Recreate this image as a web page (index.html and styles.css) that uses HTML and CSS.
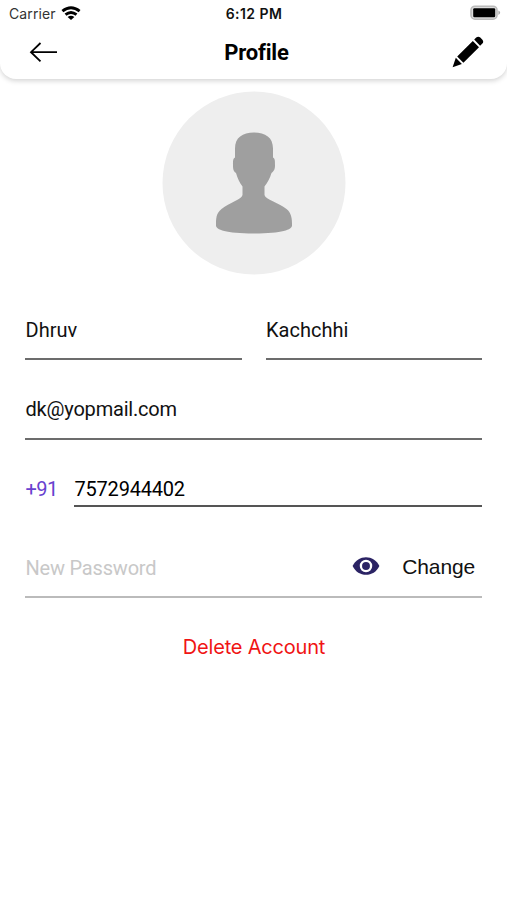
FILE: index.html
```html
<!DOCTYPE html>
<html lang="en">
<head>
<meta charset="utf-8">
<title>Profile</title>
<link rel="stylesheet" href="styles.css">
</head>
<body>
<header class="header">
  <div class="status">
    <div class="carrier"><span class="carrier-name">Carrier</span>
      <svg class="wifi" width="20" height="15" viewBox="0 0 20 15"><g fill="none" stroke="#000" stroke-width="2.9"><path d="M1.4 5.2Q10 -1.6 18.6 5.2"/><path d="M4.5 8.6Q10 4.3 15.5 8.6"/></g><path d="M6.6 10.9Q10 8.4 13.4 10.9L10 14.1Z"/></svg>
    </div>
    <span class="clock">6:12 PM</span>
    <svg class="battery" width="32" height="16" viewBox="0 0 32 16"><rect x="1" y="1.2" width="26" height="13" rx="4" fill="#ddd" stroke="#bbb" stroke-width="1.6"/><rect x="3.2" y="3.2" width="22" height="9" rx="1.2"/><path d="M28.4 5.5Q32 7.7 28.4 10Z" fill="#aaa"/></svg>
  </div>
  <div class="nav">
    <svg class="back" width="30" height="24" viewBox="0 0 30 24" fill="none" stroke="#000" stroke-width="1.8"><path d="M29 12.2H3M12.5 3L3 12.2L12.5 21.3"/></svg>
    <h1 class="title">Profile</h1>
    <svg class="edit" width="32" height="32" viewBox="0 0 32 32"><path d="M22.2 3.6L24.2 1.6Q26.2-.2 28.3 1.6L30.4 3.7Q32 5.7 30.4 7.4L28.1 9.7ZM20.8 5L27 11.2L11.4 26.8L5.2 20.6ZM3.8 21.7L9.9 27.9L.6 31.2Z"/></svg>
  </div>
</header>
<main class="content">
  <div class="avatar">
    <svg width="183" height="183" viewBox="0 0 183 183"><path fill="#9f9f9f" d="M72.5 64V57C72.5 46 80 41 91.5 41S110.5 46 110.5 57V66C112.5 67 112.5 69 112.5 74C112.5 79 110.5 80 109 81.5C107.500 87 105 91 102 95V103.500C103 108 116 111 124 117.500C129 121.500 129.500 127 129.500 134C129.500 138 120 142 91.500 142S53.500 138 53.500 134C53.500 127 53.500 122 59 117.500C67 111 79 108 80 103.500V95C77 91 75 87 73.500 81.500C71.500 80 70.500 79 70.500 74C70.500 69 70.500 67 72.500 66Z"/></svg>
  </div>
  <div class="names">
    <div class="field"><span class="first">Dhruv</span></div>
    <div class="field"><span class="last">Kachchhi</span></div>
  </div>
  <div class="field email"><span>dk@yopmail.com</span></div>
  <div class="phone"><span class="code">+91</span><div class="number"><span>7572944402</span></div></div>
  <div class="password">
    <span class="placeholder">New Password</span>
    <svg class="eye" width="28" height="20" viewBox="0 0 28 20"><path fill="#2b2364" d="M.6 10C6-1.800 22-1.800 27.400 10C22 21.800 6 21.800 .6 10Z"/><circle cx="14" cy="10" r="5.100" fill="#2b2364" stroke="#fff" stroke-width="2.300"/></svg>
    <span class="change">Change</span>
  </div>
  <div class="delete">Delete Account</div>
</main>
</body>
</html>
```
FILE: styles.css
```css
* { box-sizing: border-box; }
body { margin: 0; background: #fff; color: #111; font-family: Roboto, sans-serif; font-size: 20px; line-height: 24px; }
.header { height: 79px; border-radius: 0 0 16px 16px; background: #fff; box-shadow: 0 2px 5px rgba(0,0,0,.17); }
.status { height: 27px; padding: 0 8px 0 9px; display: grid; grid-template-columns: 1fr auto 1fr; align-items: center; font-family: Inter, sans-serif; font-size: 14px; line-height: 18px; }
.carrier { display: flex; align-items: center; gap: 5px; color: #333; letter-spacing: .1px; }
.wifi { margin-top: -1px; }
.clock { font-weight: 600; font-size: 14px; letter-spacing: .45px; color: #111; }
.battery { justify-self: end; margin-right: -3px; margin-top: -1px; }
.nav { height: 52px; padding: 0 23px 2px 28px; display: grid; grid-template-columns: 1fr auto 1fr; align-items: center; }
.title { margin: 1px -1px 0 0; font-size: 22px; line-height: 26px; letter-spacing: -.2px; font-weight: 700; color: #000; }
.edit { justify-self: end; }
.content { padding: 12px 25px 0; }
.avatar { width: 183px; height: 183px; margin: 0 auto; border-radius: 50%; background: #eee; transform: translate(.5px, .5px); }
.avatar svg { display: block; }
.names { display: grid; grid-template-columns: 1fr 1fr; gap: 24px; margin-top: 44px; }
.field { height: 42px; padding-left: .5px; border-bottom: 2px solid #6c6c6c; }
.email { height: 43px; margin-top: 37px; letter-spacing: -.2px; }
.phone { display: flex; margin-top: 36px; height: 31px; letter-spacing: -.2px; }
.code { width: 49px; padding: 1px 0 0 .5px; color: #6842cf; letter-spacing: -.6px; }
.number { flex: 1; padding: 1px 0 0 .5px; border-bottom: 2px solid #555; color: #000; }
.password { display: flex; align-items: flex-start; height: 43px; margin-top: 48px; border-bottom: 2px solid #bbb; }
.placeholder { flex: 1; padding: 1px 0 0 .5px; letter-spacing: -.2px; color: #c8c8c8; }
.eye { margin: 1px 22px 0 0; }
.change { margin: 1px 7px 0 0; font: 21px/22px "Liberation Sans", sans-serif; letter-spacing: -.15px; color: #111; }
.delete { margin-top: 37px; text-align: center; font-family: Inter, sans-serif; font-size: 20px; letter-spacing: -.2px; padding-left: 1px; color: #f01414; }
```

**Task directions:**
In your copy of the listing above, reproduce each line exactly and omit all pictures.

**Right answer:**
Recreate this image as a web page (index.html and styles.css) that uses HTML and CSS.
FILE: index.html
```html
<!DOCTYPE html>
<html lang="en">
<head>
<meta charset="utf-8">
<title>Profile</title>
<link rel="stylesheet" href="styles.css">
</head>
<body>
<header class="header">
  <div class="status">
    <div class="carrier"><span class="carrier-name">Carrier</span>
      <svg class="wifi" width="20" height="15" viewBox="0 0 20 15"><g fill="none" stroke="#000" stroke-width="2.9"><path d="M1.4 5.2Q10 -1.6 18.6 5.2"/><path d="M4.5 8.6Q10 4.3 15.5 8.6"/></g><path d="M6.6 10.9Q10 8.4 13.4 10.9L10 14.1Z"/></svg>
    </div>
    <span class="clock">6:12 PM</span>
    <svg class="battery" width="32" height="16" viewBox="0 0 32 16"><rect x="1" y="1.2" width="26" height="13" rx="4" fill="#ddd" stroke="#bbb" stroke-width="1.6"/><rect x="3.2" y="3.2" width="22" height="9" rx="1.2"/><path d="M28.4 5.5Q32 7.7 28.4 10Z" fill="#aaa"/></svg>
  </div>
  <div class="nav">
    <svg class="back" width="30" height="24" viewBox="0 0 30 24" fill="none" stroke="#000" stroke-width="1.8"><path d="M29 12.2H3M12.5 3L3 12.2L12.5 21.3"/></svg>
    <h1 class="title">Profile</h1>
    <svg class="edit" width="32" height="32" viewBox="0 0 32 32"><path d="M22.2 3.6L24.2 1.6Q26.2-.2 28.3 1.6L30.4 3.7Q32 5.7 30.4 7.4L28.1 9.7ZM20.8 5L27 11.2L11.4 26.8L5.2 20.6ZM3.8 21.7L9.9 27.9L.6 31.2Z"/></svg>
  </div>
</header>
<main class="content">
  <div class="avatar">
    <svg width="183" height="183" viewBox="0 0 183 183"><path fill="#9f9f9f" d="M72.5 64V57C72.5 46 80 41 91.5 41S110.5 46 110.5 57V66C112.5 67 112.5 69 112.5 74C112.5 79 110.5 80 109 81.5C107.500 87 105 91 102 95V103.500C103 108 116 111 124 117.500C129 121.500 129.500 127 129.500 134C129.500 138 120 142 91.500 142S53.500 138 53.500 134C53.500 127 53.500 122 59 117.500C67 111 79 108 80 103.500V95C77 91 75 87 73.500 81.500C71.500 80 70.500 79 70.500 74C70.500 69 70.500 67 72.500 66Z"/></svg>
  </div>
  <div class="names">
    <div class="field"><span class="first">Dhruv</span></div>
    <div class="field"><span class="last">Kachchhi</span></div>
  </div>
  <div class="field email"><span>dk@yopmail.com</span></div>
  <div class="phone"><span class="code">+91</span><div class="number"><span>7572944402</span></div></div>
  <div class="password">
    <span class="placeholder">New Password</span>
    <svg class="eye" width="28" height="20" viewBox="0 0 28 20"><path fill="#2b2364" d="M.6 10C6-1.800 22-1.800 27.400 10C22 21.800 6 21.800 .6 10Z"/><circle cx="14" cy="10" r="5.100" fill="#2b2364" stroke="#fff" stroke-width="2.300"/></svg>
    <span class="change">Change</span>
  </div>
  <div class="delete">Delete Account</div>
</main>
</body>
</html>
```
FILE: styles.css
```css
* { box-sizing: border-box; }
body { margin: 0; background: #fff; color: #111; font-family: Roboto, sans-serif; font-size: 20px; line-height: 24px; }
.header { height: 79px; border-radius: 0 0 16px 16px; background: #fff; box-shadow: 0 2px 5px rgba(0,0,0,.17); }
.status { height: 27px; padding: 0 8px 0 9px; display: grid; grid-template-columns: 1fr auto 1fr; align-items: center; font-family: Inter, sans-serif; font-size: 14px; line-height: 18px; }
.carrier { display: flex; align-items: center; gap: 5px; color: #333; letter-spacing: .1px; }
.wifi { margin-top: -1px; }
.clock { font-weight: 600; font-size: 14px; letter-spacing: .45px; color: #111; }
.battery { justify-self: end; margin-right: -3px; margin-top: -1px; }
.nav { height: 52px; padding: 0 23px 2px 28px; display: grid; grid-template-columns: 1fr auto 1fr; align-items: center; }
.title { margin: 1px -1px 0 0; font-size: 22px; line-height: 26px; letter-spacing: -.2px; font-weight: 700; color: #000; }
.edit { justify-self: end; }
.content { padding: 12px 25px 0; }
.avatar { width: 183px; height: 183px; margin: 0 auto; border-radius: 50%; background: #eee; transform: translate(.5px, .5px); }
.avatar svg { display: block; }
.names { display: grid; grid-template-columns: 1fr 1fr; gap: 24px; margin-top: 44px; }
.field { height: 42px; padding-left: .5px; border-bottom: 2px solid #6c6c6c; }
.email { height: 43px; margin-top: 37px; letter-spacing: -.2px; }
.phone { display: flex; margin-top: 36px; height: 31px; letter-spacing: -.2px; }
.code { width: 49px; padding: 1px 0 0 .5px; color: #6842cf; letter-spacing: -.6px; }
.number { flex: 1; padding: 1px 0 0 .5px; border-bottom: 2px solid #555; color: #000; }
.password { display: flex; align-items: flex-start; height: 43px; margin-top: 48px; border-bottom: 2px solid #bbb; }
.placeholder { flex: 1; padding: 1px 0 0 .5px; letter-spacing: -.2px; color: #c8c8c8; }
.eye { margin: 1px 22px 0 0; }
.change { margin: 1px 7px 0 0; font: 21px/22px "Liberation Sans", sans-serif; letter-spacing: -.15px; color: #111; }
.delete { margin-top: 37px; text-align: center; font-family: Inter, sans-serif; font-size: 20px; letter-spacing: -.2px; padding-left: 1px; color: #f01414; }
```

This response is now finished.